Wednesday, August 26, 2009

Weekly Workshop: A Numbers Game

Jonathan Thirkield uses code to compose in his debut collection, The Waker's Corridor. Following the title of a poem, he includes two numbers in parentheses--"Upstate (7:127)" and "Abend (10:101)" are two examples. The first number corresponds to the number of stanzas, the second to the number of characters in each stanza, minus white space. This leads to some interesting musical and metric moments, as in the poem below:

The Tilethatchers' Play (16:36)

Roofless night. The tilethatchers rest in

The nativity hay. One clutches a sheep mask

To his chest and snores loudly. The dusting

Of sequins, mimic-starlight they had cast

Through the broken roof upon the toy child,

Reflects the actual moonlight moving over

The exposed stage. And now it is time for the

Wings. Sweeping dark fabric against a dark

Backdrop.
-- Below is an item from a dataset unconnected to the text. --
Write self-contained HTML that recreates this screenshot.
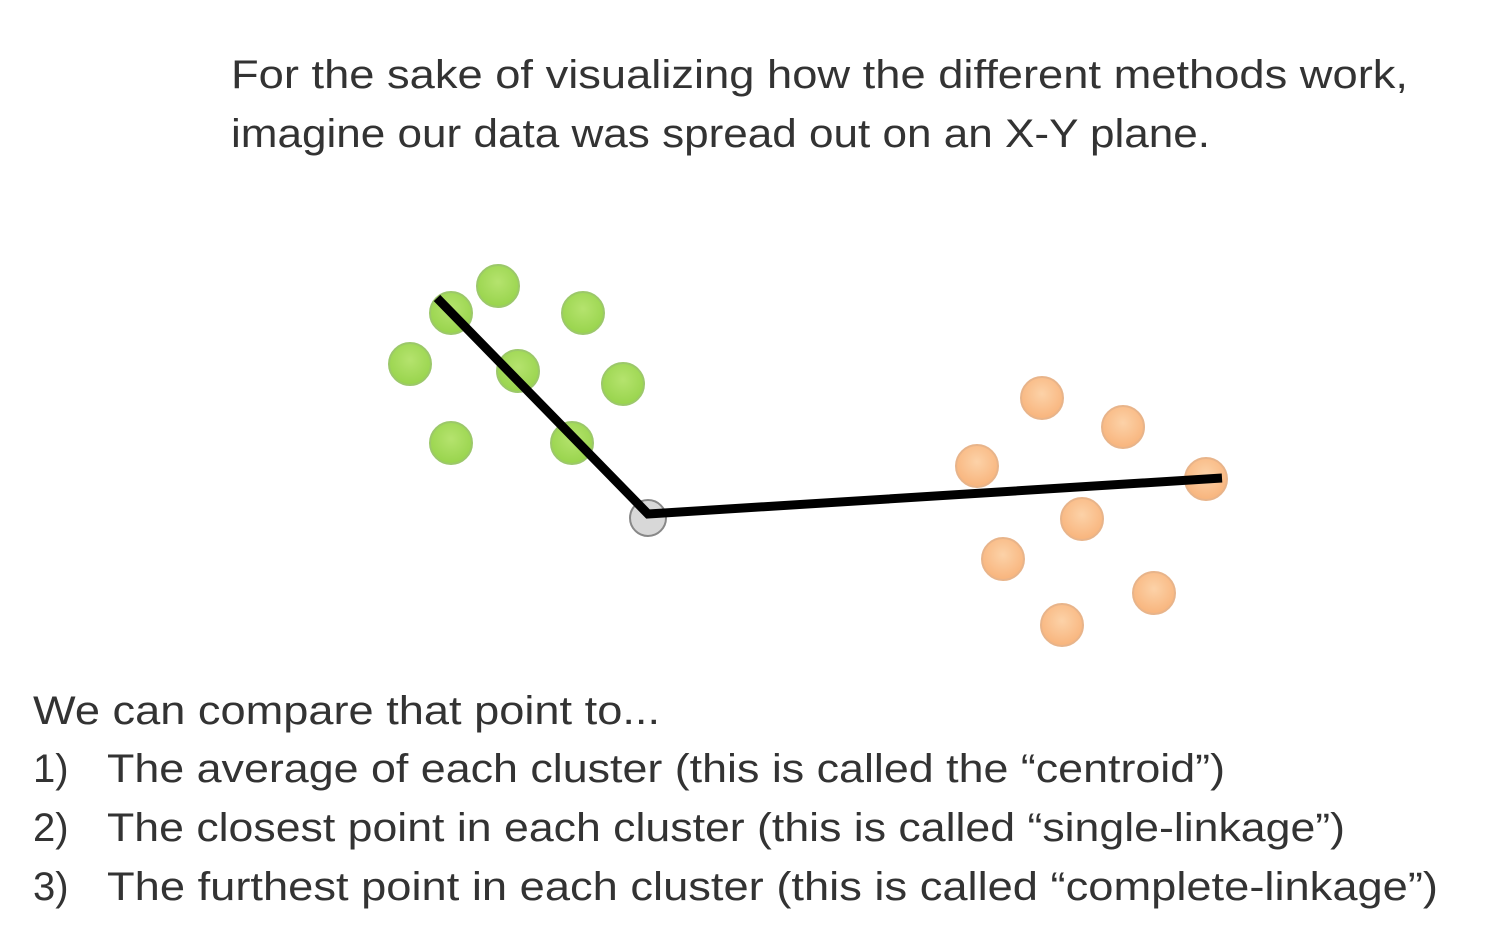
<!DOCTYPE html>
<html><head><meta charset="utf-8"><style>
html,body{margin:0;padding:0;background:#fff;}
svg{display:block}
text{font-family:"Liberation Sans",sans-serif;font-size:40px;fill:#333;}
</style></head><body>
<svg width="1505" height="949" viewBox="0 0 1505 949" xmlns="http://www.w3.org/2000/svg">
<defs>
<radialGradient id="g" cx="50%" cy="40%" r="60%"><stop offset="0" stop-color="#b5e36e"/><stop offset="1" stop-color="#98d44c"/></radialGradient>
<radialGradient id="o" cx="50%" cy="40%" r="60%"><stop offset="0" stop-color="#fcd2a8"/><stop offset="1" stop-color="#f8b47c"/></radialGradient>
</defs>
<text x="231" y="88" textLength="1177" lengthAdjust="spacingAndGlyphs">For the sake of visualizing how the different methods work,</text>
<text x="231" y="147" textLength="979" lengthAdjust="spacingAndGlyphs">imagine our data was spread out on an X-Y plane.</text>
<g fill="url(#g)" stroke="#9cc86a" stroke-width="2">
<circle cx="451" cy="313" r="21"/><circle cx="498" cy="286" r="21"/><circle cx="583" cy="313" r="21"/>
<circle cx="410" cy="364" r="21"/><circle cx="518" cy="371" r="21"/><circle cx="623" cy="384" r="21"/>
<circle cx="451" cy="443" r="21"/><circle cx="572" cy="443" r="21"/>
</g>
<g fill="url(#o)" stroke="#e8b48a" stroke-width="2">
<circle cx="1042" cy="398" r="21"/><circle cx="1123" cy="427" r="21"/><circle cx="977" cy="466" r="21"/>
<circle cx="1206" cy="479" r="21"/><circle cx="1082" cy="519" r="21"/><circle cx="1003" cy="559" r="21"/>
<circle cx="1154" cy="593" r="21"/><circle cx="1062" cy="625" r="21"/>
</g>
<circle cx="648" cy="518" r="18" fill="#d8d8d8" stroke="#888" stroke-width="2"/>
<polyline points="437,298 648,514 1222,478" fill="none" stroke="#000" stroke-width="9" stroke-linejoin="miter" stroke-linecap="butt"/>
<text x="33" y="724" textLength="627" lengthAdjust="spacingAndGlyphs">We can compare that point to...</text>
<text x="33" y="782">1)</text>
<text x="107" y="782" textLength="1118" lengthAdjust="spacingAndGlyphs">The average of each cluster (this is called the “centroid”)</text>
<text x="33" y="841">2)</text>
<text x="107" y="841" textLength="1238" lengthAdjust="spacingAndGlyphs">The closest point in each cluster (this is called “single-linkage”)</text>
<text x="33" y="900">3)</text>
<text x="107" y="900" textLength="1331" lengthAdjust="spacingAndGlyphs">The furthest point in each cluster (this is called “complete-linkage”)</text>
</svg>
</body></html>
Wheeling each sleeping scene to

The carriage houses. A boy holds his finger

And thumb over the tongue of a bell. Hushed,

He follows them in across one life bolted

To the doorway. Now is the time for putting

Everything away. Some bread carried off in

The beaks. Some sweepers again making wing

Noises or brushing bottles off of the curb.

A couple suggestions for trying this new form: 1. Use the word count function in MS Word to avoid crossed eyes trying to count each letter and puctuation mark; 2. Try converting a piece that's not quite working into this numerical format; or 3. Assign yourself random numbers and see what sort of fun you can have.